Task prompt: Transcribe only part of the material below: the lines from the one containing "Give me the" through the one containing "string; attrs?: Attr[];", inclusive, exactly as written.
* Begin Provided material *
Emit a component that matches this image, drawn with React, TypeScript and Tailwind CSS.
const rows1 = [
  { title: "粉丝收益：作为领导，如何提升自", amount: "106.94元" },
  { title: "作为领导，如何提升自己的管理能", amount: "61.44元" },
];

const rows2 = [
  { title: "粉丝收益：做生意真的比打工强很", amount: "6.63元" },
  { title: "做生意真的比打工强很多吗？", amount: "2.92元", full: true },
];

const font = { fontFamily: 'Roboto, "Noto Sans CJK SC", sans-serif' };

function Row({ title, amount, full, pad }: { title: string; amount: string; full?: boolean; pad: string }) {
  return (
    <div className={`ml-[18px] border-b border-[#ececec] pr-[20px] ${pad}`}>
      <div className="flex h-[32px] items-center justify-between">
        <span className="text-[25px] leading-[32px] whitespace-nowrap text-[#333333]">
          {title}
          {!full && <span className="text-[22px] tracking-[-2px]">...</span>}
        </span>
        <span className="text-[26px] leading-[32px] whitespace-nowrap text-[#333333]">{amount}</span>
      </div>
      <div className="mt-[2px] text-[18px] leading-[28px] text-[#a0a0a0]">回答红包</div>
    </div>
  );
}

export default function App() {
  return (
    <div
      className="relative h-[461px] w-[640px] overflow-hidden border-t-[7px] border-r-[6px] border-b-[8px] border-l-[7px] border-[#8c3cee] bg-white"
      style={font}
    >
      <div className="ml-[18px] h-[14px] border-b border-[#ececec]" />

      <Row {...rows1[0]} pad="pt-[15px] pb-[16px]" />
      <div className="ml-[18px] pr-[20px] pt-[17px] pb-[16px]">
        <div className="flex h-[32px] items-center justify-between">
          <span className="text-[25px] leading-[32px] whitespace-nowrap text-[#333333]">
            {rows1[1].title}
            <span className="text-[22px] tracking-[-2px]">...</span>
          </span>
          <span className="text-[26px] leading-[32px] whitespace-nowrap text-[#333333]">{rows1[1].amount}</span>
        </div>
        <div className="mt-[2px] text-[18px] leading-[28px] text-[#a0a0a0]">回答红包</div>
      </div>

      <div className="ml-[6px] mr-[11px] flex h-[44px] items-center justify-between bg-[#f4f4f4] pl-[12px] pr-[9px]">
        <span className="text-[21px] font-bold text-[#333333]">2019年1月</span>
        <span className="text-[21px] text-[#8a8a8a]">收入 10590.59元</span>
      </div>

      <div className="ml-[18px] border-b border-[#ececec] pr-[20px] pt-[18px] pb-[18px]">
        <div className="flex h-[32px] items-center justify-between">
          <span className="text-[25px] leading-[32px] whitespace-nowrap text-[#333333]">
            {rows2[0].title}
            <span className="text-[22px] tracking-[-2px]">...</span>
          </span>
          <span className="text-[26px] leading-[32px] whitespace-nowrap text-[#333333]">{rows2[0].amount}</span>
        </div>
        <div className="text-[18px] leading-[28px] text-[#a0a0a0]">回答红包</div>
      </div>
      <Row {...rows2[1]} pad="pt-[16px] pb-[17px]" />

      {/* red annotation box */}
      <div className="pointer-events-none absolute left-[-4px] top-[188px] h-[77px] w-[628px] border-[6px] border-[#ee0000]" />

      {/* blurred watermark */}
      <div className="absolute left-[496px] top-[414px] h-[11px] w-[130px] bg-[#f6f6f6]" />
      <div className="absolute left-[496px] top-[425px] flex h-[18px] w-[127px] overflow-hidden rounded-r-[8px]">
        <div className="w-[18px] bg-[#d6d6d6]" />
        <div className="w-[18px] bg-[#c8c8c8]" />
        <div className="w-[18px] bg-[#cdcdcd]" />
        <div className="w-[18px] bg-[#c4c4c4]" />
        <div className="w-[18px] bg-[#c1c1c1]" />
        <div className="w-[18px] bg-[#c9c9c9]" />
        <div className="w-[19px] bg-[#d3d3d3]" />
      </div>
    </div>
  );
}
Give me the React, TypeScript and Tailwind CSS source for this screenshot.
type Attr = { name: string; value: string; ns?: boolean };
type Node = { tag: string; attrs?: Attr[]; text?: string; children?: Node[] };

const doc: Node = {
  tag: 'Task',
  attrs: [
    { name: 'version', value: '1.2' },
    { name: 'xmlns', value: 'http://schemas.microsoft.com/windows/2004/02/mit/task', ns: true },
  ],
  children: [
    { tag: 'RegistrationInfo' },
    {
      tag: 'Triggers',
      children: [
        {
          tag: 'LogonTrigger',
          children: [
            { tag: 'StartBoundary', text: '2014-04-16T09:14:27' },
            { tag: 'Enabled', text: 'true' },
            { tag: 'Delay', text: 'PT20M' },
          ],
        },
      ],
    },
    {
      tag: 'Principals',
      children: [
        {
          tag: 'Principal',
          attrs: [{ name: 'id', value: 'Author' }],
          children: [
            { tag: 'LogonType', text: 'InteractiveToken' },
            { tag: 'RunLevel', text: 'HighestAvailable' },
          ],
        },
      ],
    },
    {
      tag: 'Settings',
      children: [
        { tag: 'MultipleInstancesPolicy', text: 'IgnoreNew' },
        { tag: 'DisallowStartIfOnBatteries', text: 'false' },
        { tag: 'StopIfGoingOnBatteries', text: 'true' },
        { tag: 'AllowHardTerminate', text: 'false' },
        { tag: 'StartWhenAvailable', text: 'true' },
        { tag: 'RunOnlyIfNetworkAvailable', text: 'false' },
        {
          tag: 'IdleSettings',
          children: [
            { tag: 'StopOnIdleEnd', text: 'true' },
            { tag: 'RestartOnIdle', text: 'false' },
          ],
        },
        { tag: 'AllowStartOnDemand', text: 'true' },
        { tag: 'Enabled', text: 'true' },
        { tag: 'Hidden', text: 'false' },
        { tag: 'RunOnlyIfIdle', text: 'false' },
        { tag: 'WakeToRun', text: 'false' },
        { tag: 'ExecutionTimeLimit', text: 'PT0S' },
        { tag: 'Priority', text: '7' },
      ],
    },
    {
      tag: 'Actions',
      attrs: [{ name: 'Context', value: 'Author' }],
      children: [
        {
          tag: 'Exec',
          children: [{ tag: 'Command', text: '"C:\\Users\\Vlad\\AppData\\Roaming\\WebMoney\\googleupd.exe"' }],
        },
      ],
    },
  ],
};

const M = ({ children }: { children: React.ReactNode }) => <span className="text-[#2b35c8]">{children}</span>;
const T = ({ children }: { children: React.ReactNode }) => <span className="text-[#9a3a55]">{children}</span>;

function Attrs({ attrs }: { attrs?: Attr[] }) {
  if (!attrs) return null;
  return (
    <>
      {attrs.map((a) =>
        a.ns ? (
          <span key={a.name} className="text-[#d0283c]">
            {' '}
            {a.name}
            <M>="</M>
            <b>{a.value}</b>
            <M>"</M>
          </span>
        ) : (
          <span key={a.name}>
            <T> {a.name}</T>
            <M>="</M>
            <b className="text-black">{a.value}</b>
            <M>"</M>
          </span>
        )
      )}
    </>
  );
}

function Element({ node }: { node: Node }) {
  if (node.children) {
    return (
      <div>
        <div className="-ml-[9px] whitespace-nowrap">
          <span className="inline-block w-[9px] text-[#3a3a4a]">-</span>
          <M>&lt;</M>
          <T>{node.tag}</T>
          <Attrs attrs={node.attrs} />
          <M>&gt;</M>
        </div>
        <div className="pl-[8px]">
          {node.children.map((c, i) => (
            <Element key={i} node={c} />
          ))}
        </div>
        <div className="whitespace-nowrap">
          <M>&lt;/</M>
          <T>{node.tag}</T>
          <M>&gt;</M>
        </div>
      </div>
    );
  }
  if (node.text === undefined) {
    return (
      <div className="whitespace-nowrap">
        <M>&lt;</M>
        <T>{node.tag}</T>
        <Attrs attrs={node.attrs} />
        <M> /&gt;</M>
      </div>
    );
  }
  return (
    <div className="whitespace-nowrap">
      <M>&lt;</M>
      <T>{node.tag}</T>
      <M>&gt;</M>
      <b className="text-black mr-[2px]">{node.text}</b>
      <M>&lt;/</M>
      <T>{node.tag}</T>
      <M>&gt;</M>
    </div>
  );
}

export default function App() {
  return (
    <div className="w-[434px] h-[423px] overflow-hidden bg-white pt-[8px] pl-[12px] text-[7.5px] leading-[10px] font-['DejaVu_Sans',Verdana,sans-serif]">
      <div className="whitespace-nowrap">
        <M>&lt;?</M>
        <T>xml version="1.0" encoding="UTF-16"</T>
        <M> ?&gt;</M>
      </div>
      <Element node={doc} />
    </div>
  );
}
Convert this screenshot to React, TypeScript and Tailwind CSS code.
* End Provided material *
Exercise response:
Give me the React, TypeScript and Tailwind CSS source for this screenshot.
type Attr = { name: string; value: string; ns?: boolean };
type Node = { tag: string; attrs?: Attr[]; text?: string; children?: Node[] };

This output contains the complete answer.